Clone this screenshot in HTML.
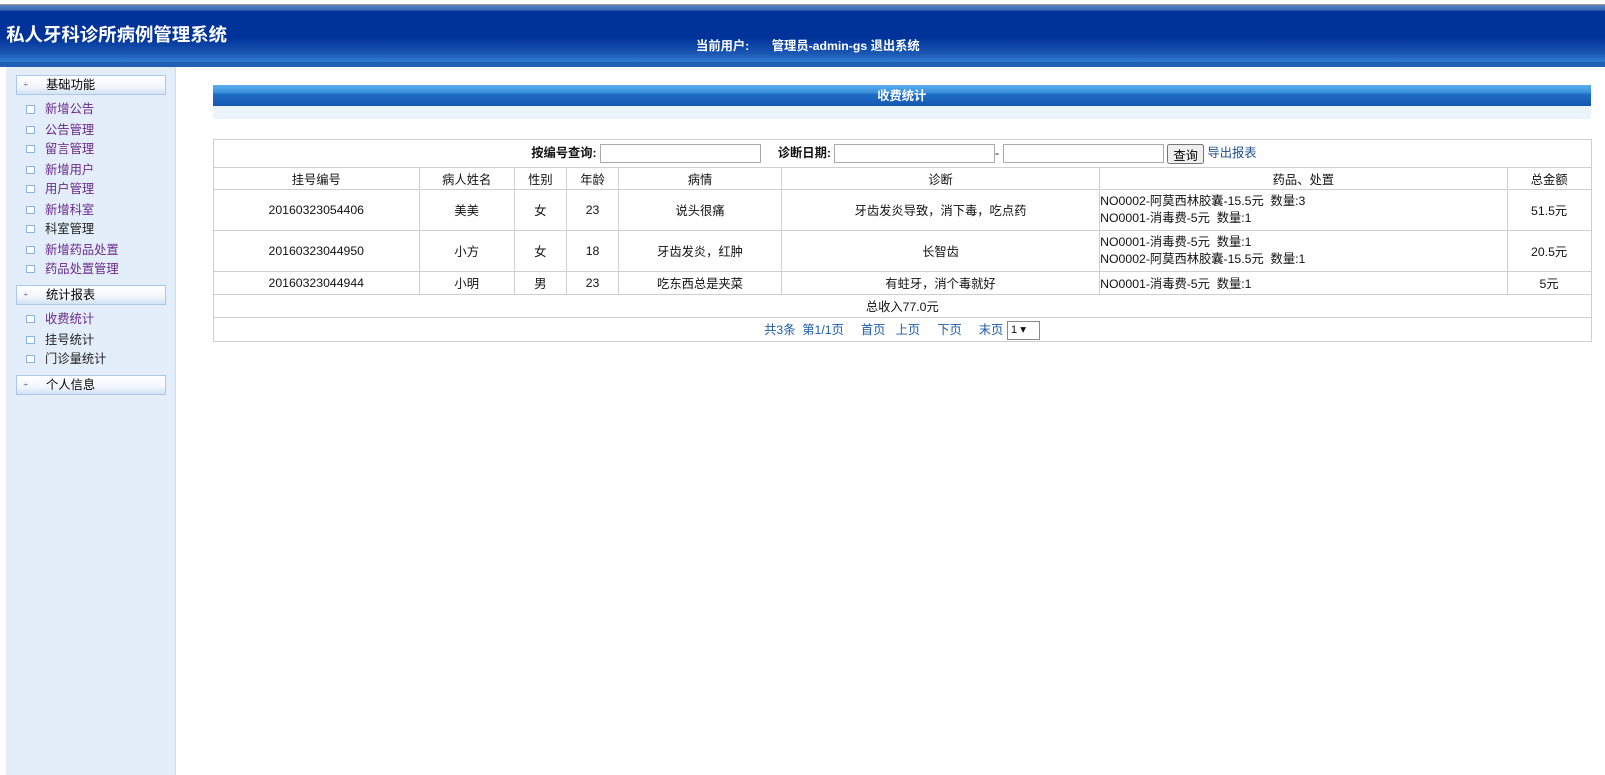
<!DOCTYPE html><html><head><meta charset="utf-8"><style>
body{margin:0;width:1605px;height:775px;background:#fff;font-family:"Liberation Sans","Noto Sans CJK SC",sans-serif;font-size:12px;overflow:hidden}
#w{position:relative;zoom:1.0236;width:1568px;height:757px}
.hdr{position:absolute;left:0;top:4px;width:1568px;height:60px;border-top:1px solid #999;background:linear-gradient(#5a84c4 0,#3a68b4 5px,#003399 6px,#003399 32px,#1c59b4 48px,#2f7bd0 55px,#1f5fb5 56px,#1f5fb5 60px)}
.title{position:absolute;left:6px;top:16px;color:#fff;font-size:18px;font-weight:bold}
.user{position:absolute;top:30px;color:#fff;font-weight:bold;font-size:12px}
.side{position:absolute;left:6px;top:65px;width:165px;height:692px;background:#e3eefa;border-right:1px solid #c9dcf2}
.mh{position:absolute;left:10px;width:144px;height:18px;border:1px solid #a9c8ec;background:linear-gradient(#fff,#f2f6fc 60%,#d3e2f5);line-height:18px;color:#000}
.mh span{position:absolute;left:28px}
.mh i{position:absolute;left:6px;top:0;font-style:normal;font-size:8px;color:#558}
.it{position:absolute;left:38px;color:#6a2a8a;line-height:16px}
.it.k{color:#222}
.it:before{content:"";position:absolute;left:-19px;top:4px;width:7px;height:6px;border:1px solid #8ab4e6;background:#fff}
.bar{position:absolute;left:208px;top:83px;width:1346px;height:21px;background:linear-gradient(#5cb0ee,#3a8fdc 35%,#1e6cc4 45%,#1458b4);color:#fff;font-weight:bold;text-align:center;line-height:22px}
.strip{position:absolute;left:208px;top:104px;width:1346px;height:12px;background:#ebf3fb}
table{position:absolute;left:208px;top:136px;width:1347px;border-collapse:collapse}
td{border:1px solid #cfcfcf;text-align:center;padding:0;color:#111}
input{height:17px;border:1px solid #aaa;padding:0;vertical-align:middle;width:155px}
.lk{color:#1d5ba8}
</style></head><body><div id="w">
<div class="hdr"><div class="title">私人牙科诊所病例管理系统</div>
<div class="user" style="left:680px">当前用户:</div><div class="user" style="left:754px">管理员-admin-gs 退出系统</div></div>
<div class="side">
<div class="mh" style="top:8px"><i>÷</i><span>基础功能</span></div>
<div class="it" style="top:34px">新增公告</div>
<div class="it" style="top:54px">公告管理</div>
<div class="it" style="top:73px">留言管理</div>
<div class="it" style="top:93px">新增用户</div>
<div class="it" style="top:112px">用户管理</div>
<div class="it" style="top:132px">新增科室</div>
<div class="it k" style="top:151px">科室管理</div>
<div class="it" style="top:171px">新增药品处置</div>
<div class="it" style="top:190px">药品处置管理</div>
<div class="mh" style="top:213px"><i>÷</i><span>统计报表</span></div>
<div class="it" style="top:239px">收费统计</div>
<div class="it k" style="top:259px">挂号统计</div>
<div class="it k" style="top:278px">门诊量统计</div>
<div class="mh" style="top:301px"><i>÷</i><span>个人信息</span></div>
</div>
<div class="bar">收费统计</div><div class="strip"></div>
<table>
<tr style="height:27px"><td colspan="8" style="text-align:left;padding-left:310px"><b>按编号查询:</b> <input> &nbsp; &nbsp; <b>诊断日期:</b> <input>-<input style="margin-left:4px"> <button style="height:20px;font-size:12px;padding:0 4px;vertical-align:middle">查询</button> <span style="color:#1d4f8f">导出报表</span></td></tr>
<tr style="height:22px"><td style="width:200px">挂号编号</td><td style="width:92px">病人姓名</td><td style="width:50px">性别</td><td style="width:50px">年龄</td><td style="width:158px">病情</td><td style="width:310px">诊断</td><td style="width:397px">药品、处置</td><td>总金额</td></tr>
<tr style="height:40px"><td>20160323054406</td><td>美美</td><td>女</td><td>23</td><td>说头很痛</td><td>牙齿发炎导致，消下毒，吃点药</td><td style="text-align:left;line-height:17px">NO0002-阿莫西林胶囊-15.5元&nbsp; 数量:3<br>NO0001-消毒费-5元&nbsp; 数量:1</td><td>51.5元</td></tr>
<tr style="height:40px"><td>20160323044950</td><td>小方</td><td>女</td><td>18</td><td>牙齿发炎，红肿</td><td>长智齿</td><td style="text-align:left;line-height:17px">NO0001-消毒费-5元&nbsp; 数量:1<br>NO0002-阿莫西林胶囊-15.5元&nbsp; 数量:1</td><td>20.5元</td></tr>
<tr style="height:22px"><td>20160323044944</td><td>小明</td><td>男</td><td>23</td><td>吃东西总是夹菜</td><td>有蛀牙，消个毒就好</td><td style="text-align:left">NO0001-消毒费-5元&nbsp; 数量:1</td><td>5元</td></tr>
<tr style="height:23px"><td colspan="8">总收入77.0元</td></tr>
<tr style="height:23px"><td colspan="8"><span class="lk">共3条&nbsp; 第1/1页 &nbsp; &nbsp; 首页 &nbsp; 上页 &nbsp; &nbsp; 下页 &nbsp; &nbsp; 末页</span> <span style="display:inline-block;border:1px solid #888;width:28px;height:16px;line-height:16px;text-align:left;padding-left:3px;vertical-align:middle;font-size:11px">1 ▾</span></td></tr>
</table>
</div></body></html>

**Problem requirements**
Copy every line above word for word and exclude the pictures.

**Correct output**
Clone this screenshot in HTML.
<!DOCTYPE html><html><head><meta charset="utf-8"><style>
body{margin:0;width:1605px;height:775px;background:#fff;font-family:"Liberation Sans","Noto Sans CJK SC",sans-serif;font-size:12px;overflow:hidden}
#w{position:relative;zoom:1.0236;width:1568px;height:757px}
.hdr{position:absolute;left:0;top:4px;width:1568px;height:60px;border-top:1px solid #999;background:linear-gradient(#5a84c4 0,#3a68b4 5px,#003399 6px,#003399 32px,#1c59b4 48px,#2f7bd0 55px,#1f5fb5 56px,#1f5fb5 60px)}
.title{position:absolute;left:6px;top:16px;color:#fff;font-size:18px;font-weight:bold}
.user{position:absolute;top:30px;color:#fff;font-weight:bold;font-size:12px}
.side{position:absolute;left:6px;top:65px;width:165px;height:692px;background:#e3eefa;border-right:1px solid #c9dcf2}
.mh{position:absolute;left:10px;width:144px;height:18px;border:1px solid #a9c8ec;background:linear-gradient(#fff,#f2f6fc 60%,#d3e2f5);line-height:18px;color:#000}
.mh span{position:absolute;left:28px}
.mh i{position:absolute;left:6px;top:0;font-style:normal;font-size:8px;color:#558}
.it{position:absolute;left:38px;color:#6a2a8a;line-height:16px}
.it.k{color:#222}
.it:before{content:"";position:absolute;left:-19px;top:4px;width:7px;height:6px;border:1px solid #8ab4e6;background:#fff}
.bar{position:absolute;left:208px;top:83px;width:1346px;height:21px;background:linear-gradient(#5cb0ee,#3a8fdc 35%,#1e6cc4 45%,#1458b4);color:#fff;font-weight:bold;text-align:center;line-height:22px}
.strip{position:absolute;left:208px;top:104px;width:1346px;height:12px;background:#ebf3fb}
table{position:absolute;left:208px;top:136px;width:1347px;border-collapse:collapse}
td{border:1px solid #cfcfcf;text-align:center;padding:0;color:#111}
input{height:17px;border:1px solid #aaa;padding:0;vertical-align:middle;width:155px}
.lk{color:#1d5ba8}
</style></head><body><div id="w">
<div class="hdr"><div class="title">私人牙科诊所病例管理系统</div>
<div class="user" style="left:680px">当前用户:</div><div class="user" style="left:754px">管理员-admin-gs 退出系统</div></div>
<div class="side">
<div class="mh" style="top:8px"><i>÷</i><span>基础功能</span></div>
<div class="it" style="top:34px">新增公告</div>
<div class="it" style="top:54px">公告管理</div>
<div class="it" style="top:73px">留言管理</div>
<div class="it" style="top:93px">新增用户</div>
<div class="it" style="top:112px">用户管理</div>
<div class="it" style="top:132px">新增科室</div>
<div class="it k" style="top:151px">科室管理</div>
<div class="it" style="top:171px">新增药品处置</div>
<div class="it" style="top:190px">药品处置管理</div>
<div class="mh" style="top:213px"><i>÷</i><span>统计报表</span></div>
<div class="it" style="top:239px">收费统计</div>
<div class="it k" style="top:259px">挂号统计</div>
<div class="it k" style="top:278px">门诊量统计</div>
<div class="mh" style="top:301px"><i>÷</i><span>个人信息</span></div>
</div>
<div class="bar">收费统计</div><div class="strip"></div>
<table>
<tr style="height:27px"><td colspan="8" style="text-align:left;padding-left:310px"><b>按编号查询:</b> <input> &nbsp; &nbsp; <b>诊断日期:</b> <input>-<input style="margin-left:4px"> <button style="height:20px;font-size:12px;padding:0 4px;vertical-align:middle">查询</button> <span style="color:#1d4f8f">导出报表</span></td></tr>
<tr style="height:22px"><td style="width:200px">挂号编号</td><td style="width:92px">病人姓名</td><td style="width:50px">性别</td><td style="width:50px">年龄</td><td style="width:158px">病情</td><td style="width:310px">诊断</td><td style="width:397px">药品、处置</td><td>总金额</td></tr>
<tr style="height:40px"><td>20160323054406</td><td>美美</td><td>女</td><td>23</td><td>说头很痛</td><td>牙齿发炎导致，消下毒，吃点药</td><td style="text-align:left;line-height:17px">NO0002-阿莫西林胶囊-15.5元&nbsp; 数量:3<br>NO0001-消毒费-5元&nbsp; 数量:1</td><td>51.5元</td></tr>
<tr style="height:40px"><td>20160323044950</td><td>小方</td><td>女</td><td>18</td><td>牙齿发炎，红肿</td><td>长智齿</td><td style="text-align:left;line-height:17px">NO0001-消毒费-5元&nbsp; 数量:1<br>NO0002-阿莫西林胶囊-15.5元&nbsp; 数量:1</td><td>20.5元</td></tr>
<tr style="height:22px"><td>20160323044944</td><td>小明</td><td>男</td><td>23</td><td>吃东西总是夹菜</td><td>有蛀牙，消个毒就好</td><td style="text-align:left">NO0001-消毒费-5元&nbsp; 数量:1</td><td>5元</td></tr>
<tr style="height:23px"><td colspan="8">总收入77.0元</td></tr>
<tr style="height:23px"><td colspan="8"><span class="lk">共3条&nbsp; 第1/1页 &nbsp; &nbsp; 首页 &nbsp; 上页 &nbsp; &nbsp; 下页 &nbsp; &nbsp; 末页</span> <span style="display:inline-block;border:1px solid #888;width:28px;height:16px;line-height:16px;text-align:left;padding-left:3px;vertical-align:middle;font-size:11px">1 ▾</span></td></tr>
</table>
</div></body></html>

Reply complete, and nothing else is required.